- _EXERCISE DESCRIPTION_
Below is a listing to write out in full, exactly as given, without its pictures.

- _AVAILABLE DATA_
** begin **
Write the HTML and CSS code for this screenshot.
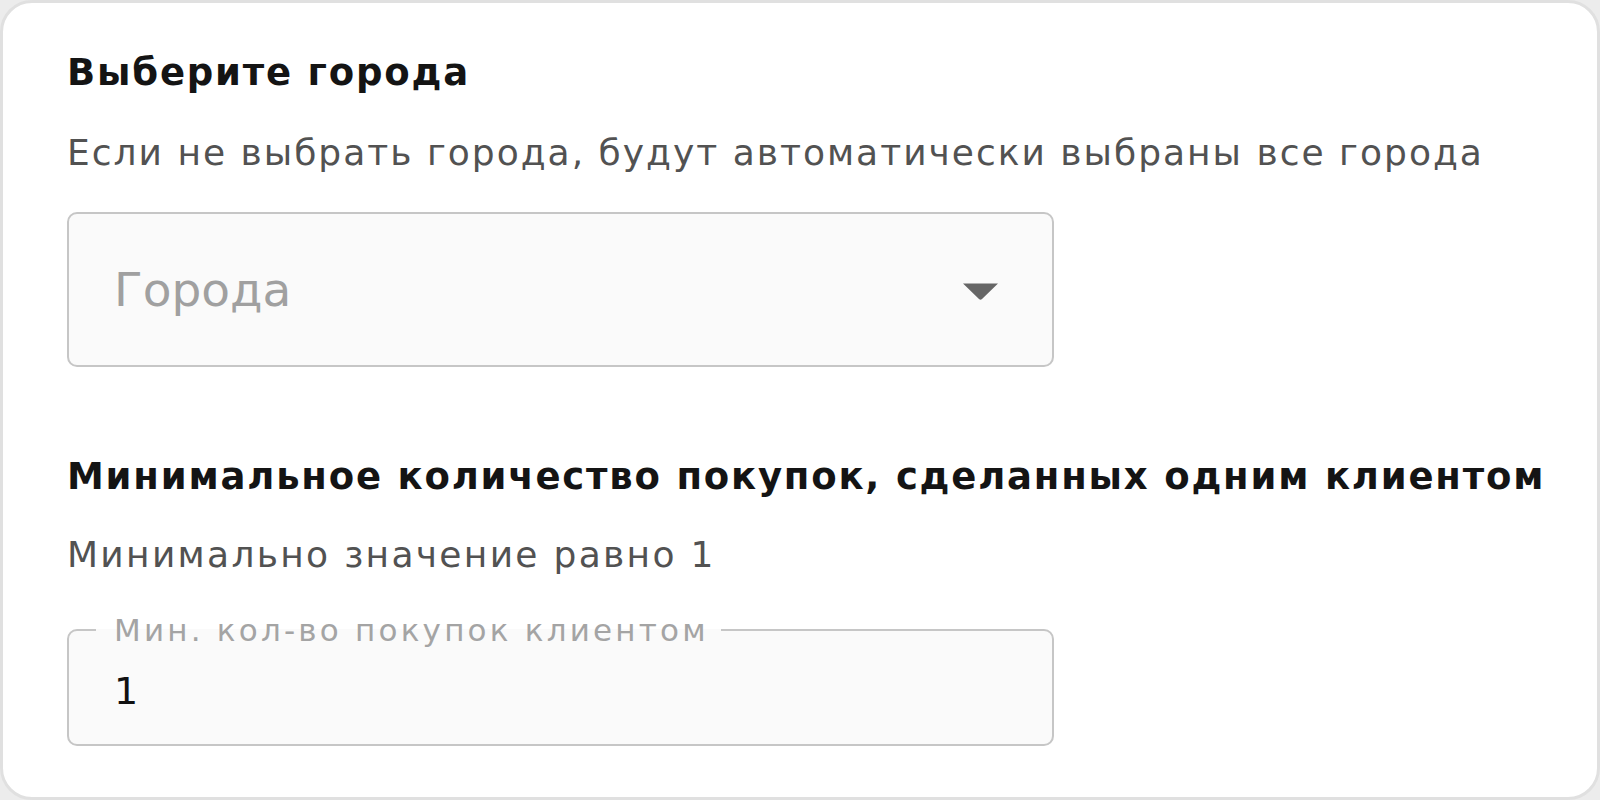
FILE: index.html
```html
<!DOCTYPE html>
<html lang="ru">
<head>
<meta charset="utf-8">
<title>Фильтры</title>
<link rel="stylesheet" href="styles.css">
</head>
<body>
<div class="card">
  <h2 class="title">Выберите города</h2>
  <p class="hint">Если не выбрать города, будут автоматически выбраны все города</p>
  <div class="select">
    <span class="placeholder">Города</span>
    <svg class="arrow" width="37" height="17" viewBox="0 0 37 17"><path d="M1 0.5 H36 L20 16 Q18.5 17.5 17 16 Z" fill="#666666"/></svg>
  </div>
  <h2 class="title title-2">Минимальное количество покупок, сделанных одним клиентом</h2>
  <p class="hint hint-2">Минимально значение равно 1</p>
  <fieldset class="field">
    <legend class="field-label">Мин. кол-во покупок клиентом</legend>
    <div class="field-value">1</div>
  </fieldset>
</div>
</body>
</html>
```

FILE: styles.css
```css
* { box-sizing: border-box; }
html, body { margin: 0; padding: 0; }
body {
  width: 1600px;
  height: 800px;
  background: #ececec;
  font-family: "DejaVu Sans", "Liberation Sans", sans-serif;
}
.card {
  width: 1600px;
  height: 800px;
  background: #ffffff;
  border: 3px solid #e0e0e0;
  border-radius: 32px;
  padding: 49px 64px 0 64px;
}
.title {
  margin: 0;
  font-size: 37px;
  line-height: 42px;
  font-weight: 700;
  color: #141414;
  letter-spacing: 1.8px;
  white-space: nowrap;
}
.title-2 { margin-top: 89px; }
.hint {
  margin: 38px 0 0 0;
  font-size: 36px;
  line-height: 42px;
  color: #525252;
  letter-spacing: 2px;
  white-space: nowrap;
}
.hint-2 { margin-top: 36px; letter-spacing: 2.3px; }
.select {
  margin-top: 38px;
  width: 987px;
  height: 155px;
  border: 2px solid #c6c6c6;
  border-radius: 10px;
  background: #fafafa;
  display: flex;
  align-items: center;
  justify-content: space-between;
  padding: 0 53px 0 45px;
}
.placeholder {
  font-size: 47px;
  color: #a0a0a0;
}
.arrow { display: block; margin-top: 4px; }
.field {
  margin: 36px 0 0 0;
  width: 987px;
  border: 2px solid #c6c6c6;
  border-radius: 10px;
  background: #fafafa;
  padding: 0 20px 31px 27px;
  min-width: 0;
}
.field-label {
  padding: 0 12px 0 18px;
  font-size: 31px;
  line-height: 36px;
  color: #a4a4a4;
  letter-spacing: 3.2px;
}
.field-value {
  margin: 21px 0 0 18px;
  font-size: 38px;
  line-height: 44px;
  color: #111111;
}
```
** end **
- _ANSWER TO THE PROBLEM_
Write the HTML and CSS code for this screenshot.
FILE: index.html
```html
<!DOCTYPE html>
<html lang="ru">
<head>
<meta charset="utf-8">
<title>Фильтры</title>
<link rel="stylesheet" href="styles.css">
</head>
<body>
<div class="card">
  <h2 class="title">Выберите города</h2>
  <p class="hint">Если не выбрать города, будут автоматически выбраны все города</p>
  <div class="select">
    <span class="placeholder">Города</span>
    <svg class="arrow" width="37" height="17" viewBox="0 0 37 17"><path d="M1 0.5 H36 L20 16 Q18.5 17.5 17 16 Z" fill="#666666"/></svg>
  </div>
  <h2 class="title title-2">Минимальное количество покупок, сделанных одним клиентом</h2>
  <p class="hint hint-2">Минимально значение равно 1</p>
  <fieldset class="field">
    <legend class="field-label">Мин. кол-во покупок клиентом</legend>
    <div class="field-value">1</div>
  </fieldset>
</div>
</body>
</html>
```

FILE: styles.css
```css
* { box-sizing: border-box; }
html, body { margin: 0; padding: 0; }
body {
  width: 1600px;
  height: 800px;
  background: #ececec;
  font-family: "DejaVu Sans", "Liberation Sans", sans-serif;
}
.card {
  width: 1600px;
  height: 800px;
  background: #ffffff;
  border: 3px solid #e0e0e0;
  border-radius: 32px;
  padding: 49px 64px 0 64px;
}
.title {
  margin: 0;
  font-size: 37px;
  line-height: 42px;
  font-weight: 700;
  color: #141414;
  letter-spacing: 1.8px;
  white-space: nowrap;
}
.title-2 { margin-top: 89px; }
.hint {
  margin: 38px 0 0 0;
  font-size: 36px;
  line-height: 42px;
  color: #525252;
  letter-spacing: 2px;
  white-space: nowrap;
}
.hint-2 { margin-top: 36px; letter-spacing: 2.3px; }
.select {
  margin-top: 38px;
  width: 987px;
  height: 155px;
  border: 2px solid #c6c6c6;
  border-radius: 10px;
  background: #fafafa;
  display: flex;
  align-items: center;
  justify-content: space-between;
  padding: 0 53px 0 45px;
}
.placeholder {
  font-size: 47px;
  color: #a0a0a0;
}
.arrow { display: block; margin-top: 4px; }
.field {
  margin: 36px 0 0 0;
  width: 987px;
  border: 2px solid #c6c6c6;
  border-radius: 10px;
  background: #fafafa;
  padding: 0 20px 31px 27px;
  min-width: 0;
}
.field-label {
  padding: 0 12px 0 18px;
  font-size: 31px;
  line-height: 36px;
  color: #a4a4a4;
  letter-spacing: 3.2px;
}
.field-value {
  margin: 21px 0 0 18px;
  font-size: 38px;
  line-height: 44px;
  color: #111111;
}
```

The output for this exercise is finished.